In March 2019, the first real estate investment trust, or REIT, came out with an initial public offer (IPO) for Indian investors. This paves the way for Indians to invest in the real estate sector without actually having to buy expensive real estate.
So what are REITs and how do they work? Well, REITs are not all that different from mutual funds, except that instead of investing in equity or debt, they invest in real estate. REITs either purchase property or are involved in property development. They make money in two ways: capital appreciation and rental income, which is then passed on to investors as dividends.

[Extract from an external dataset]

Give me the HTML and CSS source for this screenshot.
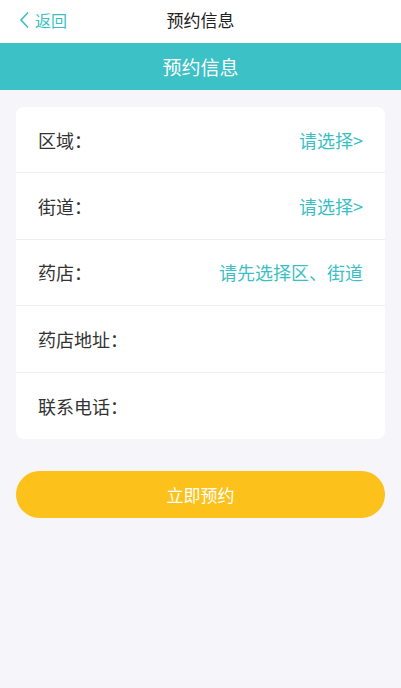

Since they offer investors an opportunity to invest in real estate, it’s important to understand this: how do REITs work? The first step is to come out with an IPO that is open to investors. After the IPO, the shares of the REIT are listed on the stock exchange, where they can be bought and sold freely.
How does a real estate investment trust work to the benefit of investors and the real estate industry? Let’s take a look:
• Easy to invest in real estate: REITs make it much easier for the average investor to put his or her money in real estate. Investing in this sector requires a lot of capital, which many people may not have. REITs enables investors to invest small amounts and reap the benefits of capital appreciation and rental income. It also gives retail investors an opportunity to invest in hitherto inaccessible areas like commercial and office property.
• Diversification: It’s always a good idea to have a diversified portfolio since it allows risks to be spread out over different asset classes. Most investors have found it difficult to include real estate in their investment portfolios because of the high cost involved. REITs offer an excellent way of diversifying your portfolio and investing in real estate without spending large sums.
• Liquidity: Another problem that people face while investing in real state is the lack of liquidity. If you need urgent cash, it’s hard to sell property off quickly, and if you’re in a rush, you may not be able to negotiate the price you want. REITs are listed on the stock exchange so you can sell then whenever you want.
• Boost to real estate: The real estate sector often has trouble getting access to funds. REITs will help broaden the investor base and help the sector get the funds it needs from a large section of the investing public.
• Professional expertise: REITs are run by professional managers who can optimise returns for you. Most people lack the expertise to buy and sell property, and the returns they may be earning may not be optimal. Lay investors also don’t have to play landlord, with all the headaches of recalcitrant and unreliable tenants.
• Inflation protection: Inflation can eat away into your capital each year. REITs offers an excellent way of beating inflation since returns will be far higher than the inflation rate.
• Low volatility: REITs tend to be less volatile than equity, since property values and rentals tend to be more stable than share prices.